Thompson’s theorem has been generalized and sharpened in various ways. In particular, we mention the extension of R. Guralnick, K. Kunyavskiĭ, E. Plotkin, and A. Shalev, which describes the elements in the soluble radical $G_{\mathcal{S}}$ of a finite group G.

Theorem 3

(Guralnick, Kunyavskiĭ, Plotkin, Shalev, [4]). Let G be a finite group and let $x\in G$. Then $x\in G_{\mathcal{S}}$ if and only if the subgroup $⟨x,y⟩$ is soluble for all $y\in G$.

Again, the application of Theorem 1, with $A=G$, and $B=⟨x⟩\le G$, assures that $⟨x⟩G_{\mathcal{S}}$ is a normal (soluble) subgroup of G under the hypothesis in statement (1) and, therefore, Theorem 3 is also recovered. It is to be emphasized that we make use of this result in the proof of our Theorem 1.

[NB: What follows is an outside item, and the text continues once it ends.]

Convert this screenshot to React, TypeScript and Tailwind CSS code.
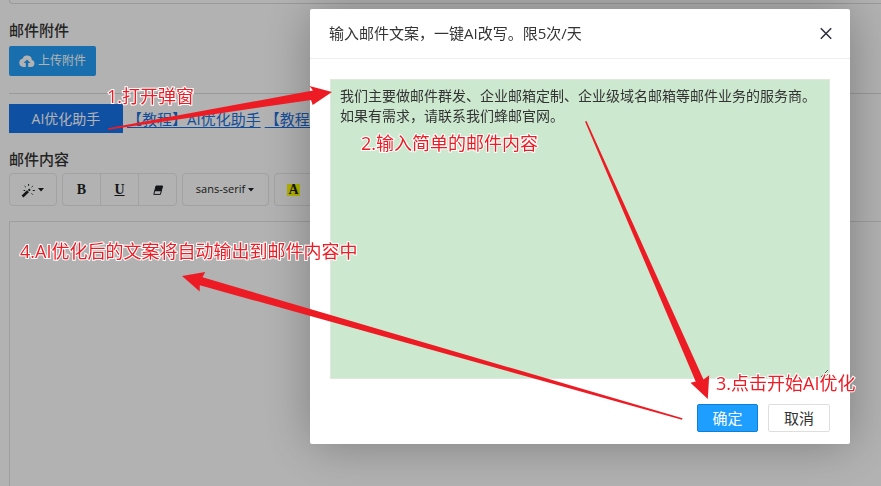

This shows how an approach that involves factorized groups provides a more general setting for local-global questions related to two-generated subgroups. A first extension of Thompson’s theorem for products of groups was obtained by A. Carocca [5], who proved the solubility of $\mathcal{S}$-connected products of soluble subgroups. This way the following general connection property turns out to be useful:

Definition 1

(Carocca, [6]). Let $\mathcal{L}$ be a non-empty class of groups. Subgroups A and B of a group G are $\mathcal{L}$-connected if $⟨a,b⟩\in \mathcal{L}$ for all $a\in A$ and $b\in B$. If $G=AB$, we say that G is the $\mathcal{L}$-connected product of the subgroups A and B.

The structure and properties of $\mathcal{N}$-connected products, for the class $\mathcal{N}$ of finite nilpotent groups, are well known (cf. [7,8,9]); for instance, $G=AB$ is an $\mathcal{N}$-connected product of A and B if and only if G modulo its hypercenter is a direct product of the images of A and B. Apart from the above-mentioned results regarding $\mathcal{S}$-connection, corresponding studies for the classes ${\mathcal{N}}^2$ and $\mathcal{NA}$ of metanilpotent groups, and groups with nilpotent derived subgroup, respectively, have been carried out in [10,11]; in [12] connected products for the class ${\mathcal{S}}_{\pi }{\mathcal{S}}_{\rho }$ of finite soluble groups that are extensions of a normal $\pi$-subgroup by a $\rho$-subgroup, for arbitrary sets of primes $\pi$ and $\rho$, are studied. The class ${\mathcal{S}}_{\pi }{\mathcal{S}}_{\rho }$ appears in that reference as the relevant case of a large family of formations, named nilpotent-like Fitting formations, which comprise a variety of classes of groups, such as the class of $\pi$-closed soluble groups, or groups with Sylow towers with respect to total orderings of the primes. A study in [13] of connected subgroups, for the class of finite nilpotent groups of class at most 2, contributes generalizations of the classical results on 2-Engel groups.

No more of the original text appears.